## [Task goal]
Would you copy the records below, exactly and only from their first line through the line containing "['ns1.diginetlab.my.id', 'ns2.diginetlab.my.id', '', '', ''];", without any pictures?

** Start of Dataset records **

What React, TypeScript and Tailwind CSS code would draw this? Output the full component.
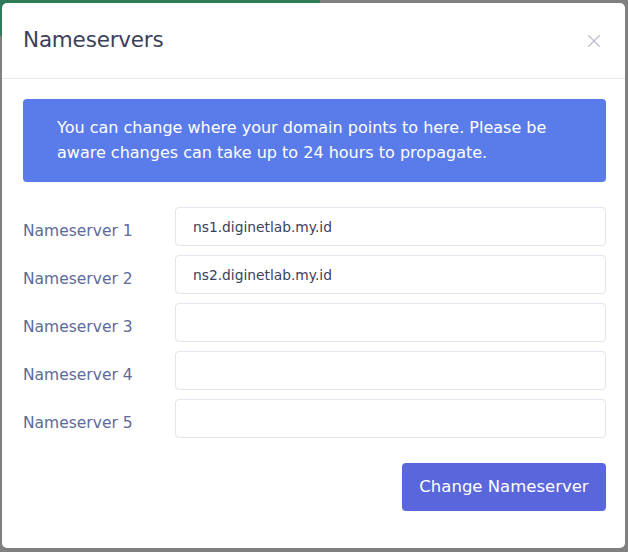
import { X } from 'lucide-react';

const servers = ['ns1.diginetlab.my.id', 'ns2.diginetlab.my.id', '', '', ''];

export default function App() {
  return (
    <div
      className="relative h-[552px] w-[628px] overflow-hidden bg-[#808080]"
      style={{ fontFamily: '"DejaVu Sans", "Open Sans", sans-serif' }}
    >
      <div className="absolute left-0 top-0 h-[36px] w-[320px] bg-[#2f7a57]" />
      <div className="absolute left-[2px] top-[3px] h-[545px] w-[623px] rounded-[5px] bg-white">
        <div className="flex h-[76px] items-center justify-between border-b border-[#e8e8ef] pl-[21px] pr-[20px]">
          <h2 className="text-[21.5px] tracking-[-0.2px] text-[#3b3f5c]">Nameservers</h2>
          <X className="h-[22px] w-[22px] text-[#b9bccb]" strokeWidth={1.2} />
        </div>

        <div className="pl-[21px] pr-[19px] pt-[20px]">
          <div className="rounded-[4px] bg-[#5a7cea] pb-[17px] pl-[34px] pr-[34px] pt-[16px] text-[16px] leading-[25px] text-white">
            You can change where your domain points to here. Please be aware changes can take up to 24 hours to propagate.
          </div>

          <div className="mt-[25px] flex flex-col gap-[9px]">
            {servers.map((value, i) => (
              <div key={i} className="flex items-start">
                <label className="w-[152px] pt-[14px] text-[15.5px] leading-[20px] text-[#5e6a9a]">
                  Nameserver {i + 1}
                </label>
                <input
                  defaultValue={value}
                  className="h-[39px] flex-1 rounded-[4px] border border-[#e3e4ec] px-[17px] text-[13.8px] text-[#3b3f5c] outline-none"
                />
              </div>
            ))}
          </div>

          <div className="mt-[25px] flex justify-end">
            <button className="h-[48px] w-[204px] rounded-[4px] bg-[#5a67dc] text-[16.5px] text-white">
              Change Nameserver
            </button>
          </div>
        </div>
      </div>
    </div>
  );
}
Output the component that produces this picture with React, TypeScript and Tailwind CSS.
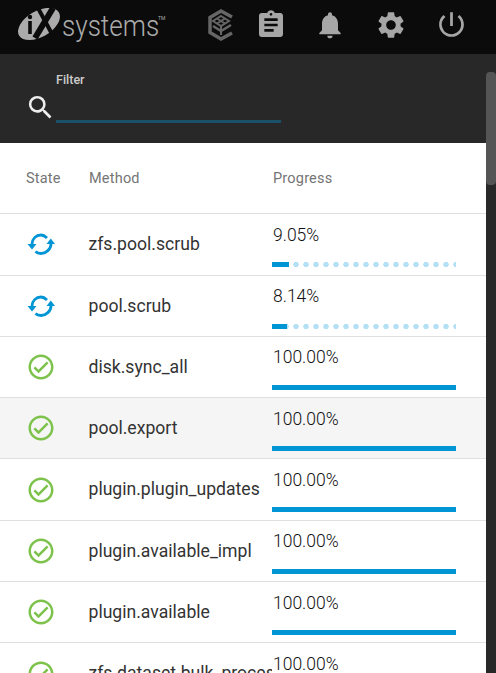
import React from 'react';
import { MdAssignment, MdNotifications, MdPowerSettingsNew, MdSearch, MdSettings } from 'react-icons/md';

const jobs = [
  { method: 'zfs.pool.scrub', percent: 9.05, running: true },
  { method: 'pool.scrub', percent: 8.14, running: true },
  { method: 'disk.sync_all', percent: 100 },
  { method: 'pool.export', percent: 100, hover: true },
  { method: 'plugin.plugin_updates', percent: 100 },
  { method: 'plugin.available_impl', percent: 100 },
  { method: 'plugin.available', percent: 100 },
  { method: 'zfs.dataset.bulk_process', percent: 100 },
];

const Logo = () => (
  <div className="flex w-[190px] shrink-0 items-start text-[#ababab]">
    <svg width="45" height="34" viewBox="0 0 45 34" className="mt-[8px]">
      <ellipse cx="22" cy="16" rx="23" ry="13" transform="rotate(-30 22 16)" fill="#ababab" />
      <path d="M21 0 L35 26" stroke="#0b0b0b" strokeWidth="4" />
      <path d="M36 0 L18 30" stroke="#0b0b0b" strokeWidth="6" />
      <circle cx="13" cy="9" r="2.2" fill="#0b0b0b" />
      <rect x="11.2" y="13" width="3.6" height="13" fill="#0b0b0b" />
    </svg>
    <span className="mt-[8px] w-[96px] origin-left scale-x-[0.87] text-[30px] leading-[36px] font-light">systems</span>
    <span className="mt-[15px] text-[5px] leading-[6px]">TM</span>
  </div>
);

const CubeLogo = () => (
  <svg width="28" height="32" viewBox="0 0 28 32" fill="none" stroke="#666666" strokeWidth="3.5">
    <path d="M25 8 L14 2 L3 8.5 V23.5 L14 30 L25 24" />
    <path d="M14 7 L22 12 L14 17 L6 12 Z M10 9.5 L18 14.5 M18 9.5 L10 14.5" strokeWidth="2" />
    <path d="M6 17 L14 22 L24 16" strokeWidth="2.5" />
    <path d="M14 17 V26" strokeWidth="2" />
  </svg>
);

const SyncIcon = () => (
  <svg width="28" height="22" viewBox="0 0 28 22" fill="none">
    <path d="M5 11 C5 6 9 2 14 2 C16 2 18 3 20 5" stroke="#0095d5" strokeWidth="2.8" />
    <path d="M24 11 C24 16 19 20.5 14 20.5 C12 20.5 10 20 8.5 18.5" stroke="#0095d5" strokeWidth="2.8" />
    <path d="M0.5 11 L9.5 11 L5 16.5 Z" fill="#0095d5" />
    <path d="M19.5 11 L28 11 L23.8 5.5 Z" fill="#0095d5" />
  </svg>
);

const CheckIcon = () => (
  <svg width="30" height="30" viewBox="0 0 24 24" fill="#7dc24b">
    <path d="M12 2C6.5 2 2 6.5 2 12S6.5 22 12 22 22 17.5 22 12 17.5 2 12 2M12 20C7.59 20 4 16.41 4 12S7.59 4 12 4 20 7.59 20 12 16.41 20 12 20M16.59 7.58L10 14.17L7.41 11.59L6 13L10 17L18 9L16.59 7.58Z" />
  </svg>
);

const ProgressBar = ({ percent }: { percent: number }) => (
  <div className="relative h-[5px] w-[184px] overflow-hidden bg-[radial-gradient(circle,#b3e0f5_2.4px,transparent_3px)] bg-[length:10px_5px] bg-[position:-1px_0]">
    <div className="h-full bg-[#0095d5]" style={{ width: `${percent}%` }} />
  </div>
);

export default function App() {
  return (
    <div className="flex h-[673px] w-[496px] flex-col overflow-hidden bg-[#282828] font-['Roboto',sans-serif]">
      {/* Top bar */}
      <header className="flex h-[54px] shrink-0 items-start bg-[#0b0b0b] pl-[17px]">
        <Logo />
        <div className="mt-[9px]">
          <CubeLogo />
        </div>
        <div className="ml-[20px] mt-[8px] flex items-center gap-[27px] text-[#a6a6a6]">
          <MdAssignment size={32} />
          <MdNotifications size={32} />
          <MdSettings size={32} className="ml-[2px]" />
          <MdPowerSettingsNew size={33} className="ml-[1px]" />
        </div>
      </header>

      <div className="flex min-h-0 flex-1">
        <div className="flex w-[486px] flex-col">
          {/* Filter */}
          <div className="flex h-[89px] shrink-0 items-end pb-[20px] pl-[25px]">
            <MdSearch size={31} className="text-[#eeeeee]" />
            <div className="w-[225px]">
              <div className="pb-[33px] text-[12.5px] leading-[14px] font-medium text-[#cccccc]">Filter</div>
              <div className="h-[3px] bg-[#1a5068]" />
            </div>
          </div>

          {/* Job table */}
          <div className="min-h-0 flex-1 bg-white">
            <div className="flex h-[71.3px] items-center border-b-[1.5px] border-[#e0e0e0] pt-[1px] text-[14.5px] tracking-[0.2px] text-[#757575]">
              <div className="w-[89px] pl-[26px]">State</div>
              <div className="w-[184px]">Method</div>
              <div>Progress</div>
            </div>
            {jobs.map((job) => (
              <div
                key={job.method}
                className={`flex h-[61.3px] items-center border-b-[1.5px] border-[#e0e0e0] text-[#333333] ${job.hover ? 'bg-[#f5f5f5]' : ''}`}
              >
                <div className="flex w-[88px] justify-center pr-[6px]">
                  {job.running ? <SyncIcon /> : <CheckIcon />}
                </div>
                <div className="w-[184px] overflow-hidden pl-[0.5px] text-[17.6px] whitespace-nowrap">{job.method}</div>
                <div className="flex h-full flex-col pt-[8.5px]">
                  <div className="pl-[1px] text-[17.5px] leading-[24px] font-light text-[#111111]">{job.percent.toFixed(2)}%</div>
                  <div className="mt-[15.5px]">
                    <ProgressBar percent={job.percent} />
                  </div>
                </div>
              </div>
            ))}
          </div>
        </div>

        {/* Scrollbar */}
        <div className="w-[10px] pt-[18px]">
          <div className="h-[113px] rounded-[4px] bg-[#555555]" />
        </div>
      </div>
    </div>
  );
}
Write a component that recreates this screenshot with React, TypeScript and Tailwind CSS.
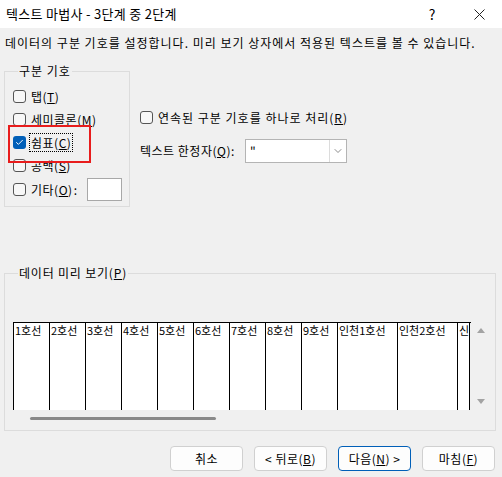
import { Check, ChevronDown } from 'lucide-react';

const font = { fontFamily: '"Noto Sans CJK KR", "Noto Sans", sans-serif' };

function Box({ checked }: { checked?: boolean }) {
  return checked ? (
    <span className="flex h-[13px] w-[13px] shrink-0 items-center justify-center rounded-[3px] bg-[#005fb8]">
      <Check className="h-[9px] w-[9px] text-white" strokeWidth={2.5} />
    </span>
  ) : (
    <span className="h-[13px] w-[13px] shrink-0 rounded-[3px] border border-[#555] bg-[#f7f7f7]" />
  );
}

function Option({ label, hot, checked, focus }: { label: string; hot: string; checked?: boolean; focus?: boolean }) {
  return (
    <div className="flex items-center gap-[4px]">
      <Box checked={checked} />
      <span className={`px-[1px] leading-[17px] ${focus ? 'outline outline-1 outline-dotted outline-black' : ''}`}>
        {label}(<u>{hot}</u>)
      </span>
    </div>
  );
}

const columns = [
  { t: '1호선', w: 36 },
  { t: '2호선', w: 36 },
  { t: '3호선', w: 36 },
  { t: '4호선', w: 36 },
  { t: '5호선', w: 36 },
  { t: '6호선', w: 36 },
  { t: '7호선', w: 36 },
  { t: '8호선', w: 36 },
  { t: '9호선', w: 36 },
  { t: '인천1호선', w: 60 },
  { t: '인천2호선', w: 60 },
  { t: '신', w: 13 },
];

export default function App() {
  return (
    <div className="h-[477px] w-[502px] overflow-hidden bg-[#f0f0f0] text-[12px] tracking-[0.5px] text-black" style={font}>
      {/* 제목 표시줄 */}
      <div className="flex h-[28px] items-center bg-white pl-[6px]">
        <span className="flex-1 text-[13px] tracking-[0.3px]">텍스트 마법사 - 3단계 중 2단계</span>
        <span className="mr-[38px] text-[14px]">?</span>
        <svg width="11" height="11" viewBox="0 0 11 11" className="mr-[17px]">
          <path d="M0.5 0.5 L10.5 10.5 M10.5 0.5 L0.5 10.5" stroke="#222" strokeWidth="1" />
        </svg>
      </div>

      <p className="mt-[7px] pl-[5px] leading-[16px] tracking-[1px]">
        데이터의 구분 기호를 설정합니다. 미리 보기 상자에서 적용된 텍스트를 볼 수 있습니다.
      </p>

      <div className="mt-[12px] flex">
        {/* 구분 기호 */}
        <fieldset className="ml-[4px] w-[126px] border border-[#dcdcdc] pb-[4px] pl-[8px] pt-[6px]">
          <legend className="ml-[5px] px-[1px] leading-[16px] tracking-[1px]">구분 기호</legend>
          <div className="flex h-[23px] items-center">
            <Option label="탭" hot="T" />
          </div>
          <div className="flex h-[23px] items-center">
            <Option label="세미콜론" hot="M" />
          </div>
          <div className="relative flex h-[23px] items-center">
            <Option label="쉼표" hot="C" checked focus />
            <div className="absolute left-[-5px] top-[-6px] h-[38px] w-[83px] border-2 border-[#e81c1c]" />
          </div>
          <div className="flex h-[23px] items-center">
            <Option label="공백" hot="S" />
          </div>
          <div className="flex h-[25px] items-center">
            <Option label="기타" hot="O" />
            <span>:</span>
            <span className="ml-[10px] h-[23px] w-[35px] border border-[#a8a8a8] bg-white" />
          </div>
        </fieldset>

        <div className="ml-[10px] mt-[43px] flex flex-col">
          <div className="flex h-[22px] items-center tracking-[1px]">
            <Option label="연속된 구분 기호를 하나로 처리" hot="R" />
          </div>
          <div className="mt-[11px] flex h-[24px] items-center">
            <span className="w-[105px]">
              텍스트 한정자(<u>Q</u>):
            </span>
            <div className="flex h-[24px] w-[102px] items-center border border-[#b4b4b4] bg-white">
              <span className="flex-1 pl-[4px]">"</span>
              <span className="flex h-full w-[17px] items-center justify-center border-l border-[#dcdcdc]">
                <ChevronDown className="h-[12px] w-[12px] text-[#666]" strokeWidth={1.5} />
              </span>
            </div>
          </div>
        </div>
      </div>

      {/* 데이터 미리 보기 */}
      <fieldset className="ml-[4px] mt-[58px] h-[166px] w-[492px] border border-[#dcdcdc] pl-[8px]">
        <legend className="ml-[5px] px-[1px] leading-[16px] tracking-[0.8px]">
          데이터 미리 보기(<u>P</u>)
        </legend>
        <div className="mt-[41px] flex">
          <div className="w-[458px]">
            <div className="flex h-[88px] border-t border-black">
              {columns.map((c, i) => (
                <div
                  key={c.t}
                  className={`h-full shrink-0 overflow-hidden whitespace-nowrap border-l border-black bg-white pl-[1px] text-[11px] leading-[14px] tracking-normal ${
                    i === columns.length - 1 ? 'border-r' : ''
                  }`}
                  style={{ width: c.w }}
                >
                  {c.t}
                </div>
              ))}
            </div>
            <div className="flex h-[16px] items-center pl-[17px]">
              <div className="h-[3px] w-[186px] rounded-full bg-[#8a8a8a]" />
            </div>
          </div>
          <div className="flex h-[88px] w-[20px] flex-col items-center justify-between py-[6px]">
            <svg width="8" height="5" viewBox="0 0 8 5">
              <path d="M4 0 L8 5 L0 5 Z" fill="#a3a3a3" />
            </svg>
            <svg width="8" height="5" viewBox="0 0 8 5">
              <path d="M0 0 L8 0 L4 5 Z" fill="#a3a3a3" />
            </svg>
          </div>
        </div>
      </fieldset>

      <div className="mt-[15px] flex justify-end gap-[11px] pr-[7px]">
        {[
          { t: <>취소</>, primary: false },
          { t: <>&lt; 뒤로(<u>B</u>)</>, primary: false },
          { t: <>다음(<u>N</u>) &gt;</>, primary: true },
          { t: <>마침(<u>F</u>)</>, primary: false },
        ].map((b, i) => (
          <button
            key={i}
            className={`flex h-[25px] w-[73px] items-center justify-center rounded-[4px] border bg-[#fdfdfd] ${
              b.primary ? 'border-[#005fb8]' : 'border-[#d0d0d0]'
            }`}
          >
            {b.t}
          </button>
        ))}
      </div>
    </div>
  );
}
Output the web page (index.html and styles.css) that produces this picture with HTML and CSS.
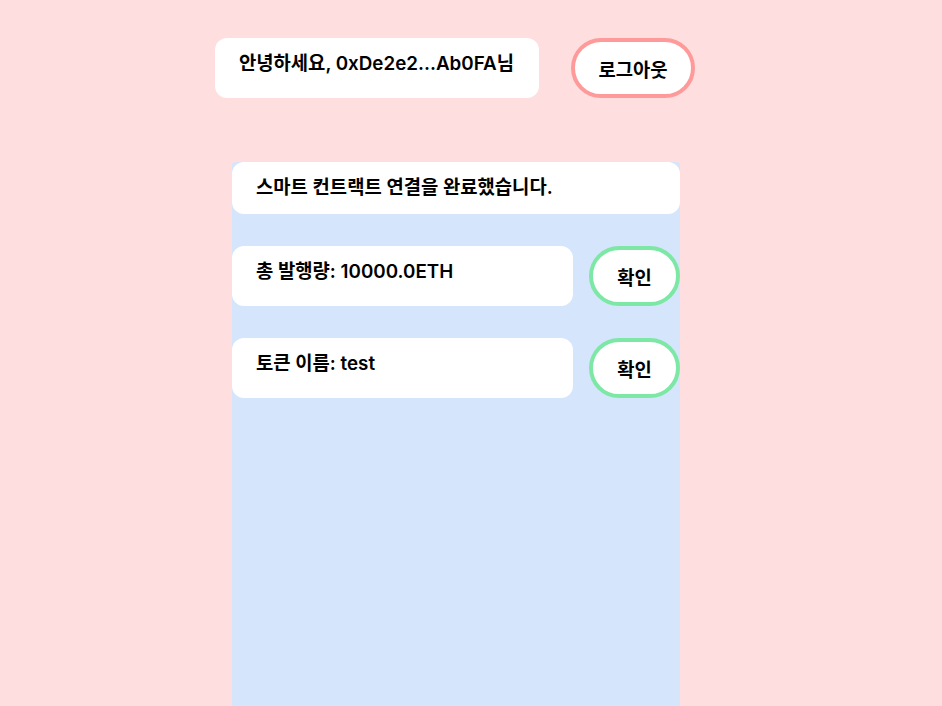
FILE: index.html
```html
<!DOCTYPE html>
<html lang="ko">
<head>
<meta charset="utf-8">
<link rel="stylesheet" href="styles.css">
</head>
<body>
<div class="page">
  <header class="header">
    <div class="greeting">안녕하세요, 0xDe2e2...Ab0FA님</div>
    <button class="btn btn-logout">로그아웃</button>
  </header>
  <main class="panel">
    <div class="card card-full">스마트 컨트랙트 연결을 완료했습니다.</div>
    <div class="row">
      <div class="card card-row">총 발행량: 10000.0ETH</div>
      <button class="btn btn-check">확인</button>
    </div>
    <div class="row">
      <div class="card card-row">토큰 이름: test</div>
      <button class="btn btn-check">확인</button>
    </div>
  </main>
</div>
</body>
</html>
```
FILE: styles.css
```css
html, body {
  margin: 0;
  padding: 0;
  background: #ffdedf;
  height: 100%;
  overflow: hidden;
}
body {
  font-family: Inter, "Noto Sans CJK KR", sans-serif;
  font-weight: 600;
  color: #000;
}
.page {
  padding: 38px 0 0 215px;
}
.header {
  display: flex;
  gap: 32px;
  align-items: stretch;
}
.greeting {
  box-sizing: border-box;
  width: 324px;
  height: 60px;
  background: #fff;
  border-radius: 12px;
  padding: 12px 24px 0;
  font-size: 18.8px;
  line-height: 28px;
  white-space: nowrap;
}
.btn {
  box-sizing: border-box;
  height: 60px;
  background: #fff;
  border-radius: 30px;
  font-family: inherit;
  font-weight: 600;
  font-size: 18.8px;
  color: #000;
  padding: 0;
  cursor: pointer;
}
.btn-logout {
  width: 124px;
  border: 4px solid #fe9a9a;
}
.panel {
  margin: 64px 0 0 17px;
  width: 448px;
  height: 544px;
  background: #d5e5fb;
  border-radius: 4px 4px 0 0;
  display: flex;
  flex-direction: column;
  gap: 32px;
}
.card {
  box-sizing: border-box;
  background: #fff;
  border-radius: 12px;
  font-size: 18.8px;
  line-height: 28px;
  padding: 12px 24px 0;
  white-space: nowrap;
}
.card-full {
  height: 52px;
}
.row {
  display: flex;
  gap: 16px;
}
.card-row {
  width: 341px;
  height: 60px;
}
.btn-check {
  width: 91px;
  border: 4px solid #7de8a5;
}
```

** End of Dataset records **

## [Result for this task]
What React, TypeScript and Tailwind CSS code would draw this? Output the full component.
import { X } from 'lucide-react';

const servers = ['ns1.diginetlab.my.id', 'ns2.diginetlab.my.id', '', '', ''];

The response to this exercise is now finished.